You’ve made the decision to get a septoplasty. Goodbye, deviated septum! What a relief to know that, soon, you’ll be able to breathe normally, through your nose! No more snuffling, snoring, headaches, or other daily challenges that only someone else with a deviated septum can truly understand.
Now it’s time to start preparing yourself for surgery. Knowing what to do before your surgery and afterward will help set you up for success – a smooth procedure and a speedy recovery.
Deviated Septum Pre-Op Preparation
The best thing you can do prior to any surgery is ensure your body is in good health. You want to get your blood flowing, because good circulation is essential for healing. To do that:
- You will have to stop smoking, if you’re a smoker, at least two weeks prior to surgery. This applies to marijuana as well as tobacco. You will also have to remain a non-smoker as part of your post-op recovery, so maybe this would be a good time to quit altogether. The reason smoking is banned before surgery is that it constricts your blood vessels.
- We also recommend that you stop drinking alcohol for the week leading up to your surgery, for the same reason.
- Exercise is excellent, especially if you don’t exercise regularly. Exercise delivers blood to your brain as well as the rest of your body, so it can improve your outlook as well as your ability to heal.
The Deviated Septum Surgery Itself
Nose surgery is an outpatient procedure, which Dr. Raval performs at an accredited surgical center. If he is doing only a septoplasty to correct your deviated septum, the entire procedure may take as little as 45 minutes.
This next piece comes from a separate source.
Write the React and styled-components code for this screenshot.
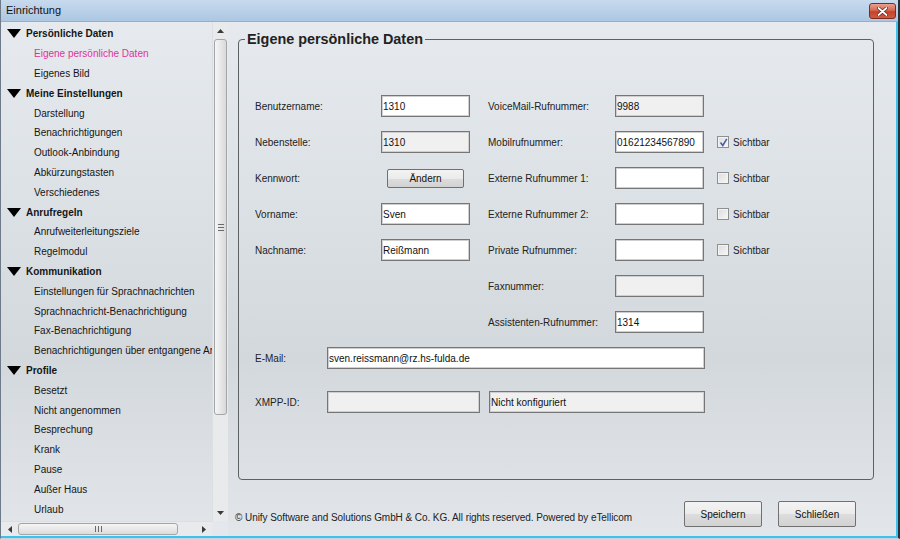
import styled, { createGlobalStyle } from 'styled-components';

const GlobalStyle = createGlobalStyle`
  html, body {
    margin: 0;
    padding: 0;
  }
  body {
    font-family: "Liberation Sans", Arial, sans-serif;
    font-size: 10px;
    color: #1c1c1c;
  }
`

const Window = styled.div`
  width: 900px;
  height: 539px;
  box-sizing: border-box;
  display: flex;
  flex-direction: column;
  border-left: 1px solid #6c7a8a;
  border-right: 2px solid #26313a;
  border-bottom: 1px solid #c9d3dc;
  overflow: hidden;
`

const TitleBar = styled.header`
  height: 22px;
  box-sizing: border-box;
  flex-shrink: 0;
  display: flex;
  align-items: center;
  justify-content: space-between;
  padding: 0 2px 1px 5px;
  background: linear-gradient(#c7daee, #adc7e2);
  border-bottom: 1px solid #98aec7;
  font-size: 11px;
  color: #111;
`

const CloseButton = styled.div`
  width: 27px;
  height: 16px;
  box-sizing: border-box;
  margin-top: 2px;
  display: flex;
  align-items: center;
  justify-content: center;
  border: 1px solid #7b2c20;
  border-radius: 3px;
  background: linear-gradient(#e9a290 0%, #d46a53 45%, #c4432b 55%, #cf5a40 100%);
`

const Body = styled.div`
  flex: 1;
  display: flex;
  min-height: 0;
  border-right: 2px solid #3dc2ee;
  border-bottom: 2px solid #3dc2ee;
  background: linear-gradient(#e6eaee 0%, #dce1e6 35%, #d3d8dd 65%, #e2e6ea 100%);
`

const Sidebar = styled.aside`
  width: 227px;
  flex-shrink: 0;
  display: grid;
  grid-template-columns: 211px 16px;
  grid-template-rows: 1fr 15px;
`

const Tree = styled.nav`
  overflow: hidden;
  padding-top: 2px;
  white-space: nowrap;
`

const TreeRow = styled.div`
  height: 19.8px;
  display: flex;
  align-items: center;
  gap: 5px;
  padding-left: ${p => (p.$header ? '6px' : '33px')};
  font-weight: ${p => (p.$header ? 'bold' : 'normal')};
  color: ${p => (p.$active ? '#e0329a' : '#151515')};
`

const VScroll = styled.div`
  display: flex;
  flex-direction: column;
  background: #e9eaeb;
  border-left: 1px solid #dcdfe2;
`

const HScroll = styled.div`
  grid-column: 1;
  display: flex;
  align-items: stretch;
  background: #e9eaeb;
  border-top: 1px solid #dcdfe2;
`

const Corner = styled.div`
  background: #e4e8ec;
`

const ArrowBox = styled.div`
  flex: 0 0 ${p => (p.$size || 17)}px;
  display: flex;
  align-items: center;
  justify-content: center;
`

const Thumb = styled.div`
  box-sizing: border-box;
  display: flex;
  align-items: center;
  justify-content: center;
  border: 1px solid #a3a6a9;
  border-radius: 3px;
  ${p => p.$horizontal
    ? `width: 160px; margin: 1px 0; background: linear-gradient(#f5f5f5, #dcdcdc);`
    : `height: 376px; margin: 0 1px; background: linear-gradient(90deg, #f6f6f6, #d9d9d9);`}
`

const Spacer = styled.div`
  flex: 1;
`

const Main = styled.main`
  flex: 1;
  min-width: 0;
  display: flex;
  flex-direction: column;
  box-sizing: border-box;
  padding: 9px 22px 0 10px;
`

const GroupBox = styled.fieldset`
  flex: 1;
  min-height: 0;
  min-width: 0;
  margin: 0;
  padding: 0;
  border: 1px solid #5c6166;
  border-radius: 4px;
`

const Legend = styled.legend`
  margin-left: 6px;
  padding: 0 2px;
  font-size: 14.4px;
  line-height: 16px;
  font-weight: bold;
  color: #222;
`

const Form = styled.div`
  padding: 41px 0 0 16px;
`

const TopGrid = styled.div`
  display: grid;
  grid-template-columns: 126px 107px 127px 102px auto;
  grid-auto-rows: 36px;
  align-items: center;
`

const ContactGrid = styled.div`
  display: grid;
  grid-template-columns: 72px 378px;
  grid-template-rows: 36px 36px;
  row-gap: 8px;
  align-items: center;
`

const Label = styled.span`
  color: #222;
  white-space: nowrap;
`

const Field = styled.input`
  box-sizing: border-box;
  width: ${p => p.$width || 89}px;
  height: 22px;
  margin: 0;
  padding: 0 0 0 1px;
  font-family: "Liberation Sans", Arial, sans-serif;
  font-size: 10px;
  color: #111;
  border: 1px solid #767676;
  box-shadow: inset 0 0 0 1px #cfcfcf;
  background: ${p => (p.$grey ? '#f0f0f0' : '#ffffff')};
  outline: none;
`

const PairRow = styled.div`
  display: flex;
  gap: 9px;
`

const Button = styled.button`
  box-sizing: border-box;
  width: ${p => p.$width || 78}px;
  height: ${p => p.$height || 26}px;
  margin: 0 0 0 ${p => p.$offset || 0}px;
  padding: 0;
  font-family: "Liberation Sans", Arial, sans-serif;
  font-size: 10px;
  color: #111;
  border: 1px solid #707070;
  border-radius: 2px;
  background: linear-gradient(#f3f3f3 0%, #ebebeb 50%, #dddddd 51%, #d2d2d2 100%);
`

const CheckWrap = styled.label`
  display: flex;
  align-items: center;
  gap: 4px;
  color: #222;
`

const Box = styled.span`
  width: 12px;
  height: 12px;
  box-sizing: border-box;
  display: flex;
  align-items: center;
  justify-content: center;
  border: 1px solid #8e8f8f;
  background: linear-gradient(135deg, #dcdcdc, #f8f8f8);
  box-shadow: inset 0 0 0 1px #f4f4f4;
`

const Footer = styled.footer`
  height: 56px;
  flex-shrink: 0;
  display: flex;
  align-items: center;
  gap: 16px;
  box-sizing: border-box;
  padding: 21px 18px 9px 0;
  margin-left: -3px;
`

const Copyright = styled.span`
  flex: 1;
  padding-top: 6px;
  color: #222;
  letter-spacing: -0.07px;
  white-space: nowrap;
`

const sections = [
  { title: 'Persönliche Daten', items: ['Eigene persönliche Daten', 'Eigenes Bild'] },
  { title: 'Meine Einstellungen', items: ['Darstellung', 'Benachrichtigungen', 'Outlook-Anbindung', 'Abkürzungstasten', 'Verschiedenes'] },
  { title: 'Anrufregeln', items: ['Anrufweiterleitungsziele', 'Regelmodul'] },
  { title: 'Kommunikation', items: ['Einstellungen für Sprachnachrichten', 'Sprachnachricht-Benachrichtigung', 'Fax-Benachrichtigung', 'Benachrichtigungen über entgangene Anrufe'] },
  { title: 'Profile', items: ['Besetzt', 'Nicht angenommen', 'Besprechung', 'Krank', 'Pause', 'Außer Haus', 'Urlaub'] },
]

const rows = [
  { left: 'Benutzername:', leftValue: '1310', right: 'VoiceMail-Rufnummer:', rightValue: '9988', rightGrey: true },
  { left: 'Nebenstelle:', leftValue: '1310', leftGrey: true, right: 'Mobilrufnummer:', rightValue: '01621234567890', check: true, checked: true },
  { left: 'Kennwort:', button: 'Ändern', right: 'Externe Rufnummer 1:', rightValue: '', check: true },
  { left: 'Vorname:', leftValue: 'Sven', right: 'Externe Rufnummer 2:', rightValue: '', check: true },
  { left: 'Nachname:', leftValue: 'Reißmann', right: 'Private Rufnummer:', rightValue: '', check: true },
  { right: 'Faxnummer:', rightValue: '', rightGrey: true },
  { right: 'Assistenten-Rufnummer:', rightValue: '1314' },
]

function Triangle() {
  return (
    <svg width="14" height="9" viewBox="0 0 14 9">
      <path d="M0 0 H14 L7 9 Z" fill="#000" />
    </svg>
  )
}

function Arrow({ dir }) {
  const d = {
    up: 'M0 4 L3.5 0 L7 4 Z',
    down: 'M0 0 H7 L3.5 4 Z',
    left: 'M4 0 V7 L0 3.5 Z',
    right: 'M0 0 V7 L4 3.5 Z',
  }[dir]
  const vertical = dir === 'up' || dir === 'down'
  return (
    <svg width={vertical ? 7 : 4} height={vertical ? 4 : 7} viewBox={vertical ? '0 0 7 4' : '0 0 4 7'}>
      <path d={d} fill="#3a3a3a" />
    </svg>
  )
}

function Grip({ horizontal }) {
  return horizontal ? (
    <svg width="7" height="6" viewBox="0 0 7 6">
      <path d="M0.5 0 V6 M3.5 0 V6 M6.5 0 V6" stroke="#6a6a6a" strokeWidth="1" />
    </svg>
  ) : (
    <svg width="6" height="7" viewBox="0 0 6 7">
      <path d="M0 0.5 H6 M0 3.5 H6 M0 6.5 H6" stroke="#6a6a6a" strokeWidth="1" />
    </svg>
  )
}

function Checkbox({ checked }) {
  return (
    <CheckWrap>
      <Box>
        {checked && (
          <svg width="9" height="9" viewBox="0 0 9 9">
            <path d="M1.5 4.5 L3.8 7.5 L7.8 0.8" stroke="#4a61a8" strokeWidth="1.6" fill="none" />
          </svg>
        )}
      </Box>
      Sichtbar
    </CheckWrap>
  )
}

function App() {
  return (
    <>
      <GlobalStyle />
      <Window>
        <TitleBar>
          <span>Einrichtung</span>
          <CloseButton>
            <svg width="11" height="9" viewBox="0 0 11 9">
              <path d="M1.5 1 L9.5 8 M9.5 1 L1.5 8" stroke="#5a1d14" strokeWidth="3.2" strokeLinecap="round" />
              <path d="M1.5 1 L9.5 8 M9.5 1 L1.5 8" stroke="#ffffff" strokeWidth="1.8" strokeLinecap="round" />
            </svg>
          </CloseButton>
        </TitleBar>

        <Body>
          <Sidebar>
            <Tree>
              {sections.map((section) => (
                <div key={section.title}>
                  <TreeRow $header>
                    <Triangle />
                    {section.title}
                  </TreeRow>
                  {section.items.map((item) => (
                    <TreeRow key={item} $active={item === 'Eigene persönliche Daten'}>{item}</TreeRow>
                  ))}
                </div>
              ))}
            </Tree>
            <VScroll>
              <ArrowBox><Arrow dir="up" /></ArrowBox>
              <Thumb><Grip /></Thumb>
              <Spacer />
              <ArrowBox><Arrow dir="down" /></ArrowBox>
            </VScroll>
            <HScroll>
              <ArrowBox><Arrow dir="left" /></ArrowBox>
              <Thumb $horizontal><Grip horizontal /></Thumb>
              <Spacer />
              <ArrowBox><Arrow dir="right" /></ArrowBox>
            </HScroll>
            <Corner />
          </Sidebar>

          <Main>
            <GroupBox>
              <Legend>Eigene persönliche Daten</Legend>
              <Form>
                <TopGrid>
                  {rows.map((row) => (
                    <Row key={row.right} row={row} />
                  ))}
                </TopGrid>
                <ContactGrid>
                  <Label>E-Mail:</Label>
                  <Field $width={378} defaultValue="sven.reissmann@rz.hs-fulda.de" />
                  <Label>XMPP-ID:</Label>
                  <PairRow>
                    <Field $width={153} $grey readOnly defaultValue="" />
                    <Field $width={216} $grey readOnly defaultValue="Nicht konfiguriert" />
                  </PairRow>
                </ContactGrid>
              </Form>
            </GroupBox>
            <Footer>
              <Copyright>© Unify Software and Solutions GmbH &amp; Co. KG. All rights reserved. Powered by eTellicom</Copyright>
              <Button>Speichern</Button>
              <Button>Schließen</Button>
            </Footer>
          </Main>
        </Body>
      </Window>
    </>
  )
}

function Row({ row }) {
  return (
    <>
      <Label>{row.left || ''}</Label>
      {row.button ? (
        <div><Button $width={77} $height={19} $offset={6}>{row.button}</Button></div>
      ) : row.leftValue !== undefined ? (
        <Field $grey={row.leftGrey} readOnly={row.leftGrey} defaultValue={row.leftValue} />
      ) : (
        <span />
      )}
      <Label>{row.right}</Label>
      <Field $grey={row.rightGrey} readOnly={row.rightGrey} defaultValue={row.rightValue} />
      {row.check ? <Checkbox checked={row.checked} /> : <span />}
    </>
  )
}

export default App;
If you’re having cosmetic surgery to make other changes to your nose at the same time, your procedure might last as long as 4 hours.
About an hour later, you’ll be ready to go home. Driving after surgery is not allowed, so someone else will need to bring you to the surgical center and then pick you up.
The Deviated Septum Post-Op Process
Before you leave the surgical facility, we will give you detailed written instructions that explain what to expect and what to do after you get home. Dr. Raval might recommend that someone stay with you overnight, but that’s not always the case.
What should you expect?
- Depending on the details of your surgery, you will be off work for a few days up to two weeks.
- Initially, you will have stents inside your nose. These are temporary supports that Dr. Raval will remove in 2 or 3 days.
- You may have some bruising or swelling, and the area around your nose will probably feel sore, but most patients report little pain after surgery. Any swelling or bruising will go away on its own within a few days, but carefully applying an ice pack or package of frozen peas can help.
- Your nose will still be congested at first, but don’t be discouraged. This is only because of the temporary stents and packing inside. Do not sniff, just breathe through your mouth for now.
- Your nose may bleed or run a little. Do not blow it, just use a tissue to dab gently.
- Get moving:
- We highly recommend mild exercise after nose surgery, as soon as you feel ready for that. Again, it’s good for your circulation as well as your morale. Think slow walking. No bending over or heavy lifting, as these movements modify blood flow in ways that can hinder recovery.
- After a couple of weeks, you can add aerobics, running, or biking.
- After a month or so, you can get back to your entire routine, no matter how vigorous.
The best thing you can do for yourself is to follow Dr. Raval’s orders to the letter. We give you the post-op instructions in writing so you don’t have to try and remember everything. But every item is important. If you try to shortcut the system because you feel pretty good, you risk delaying your recovery or even damaging all that intricate work Dr. Raval just did to repair your nose.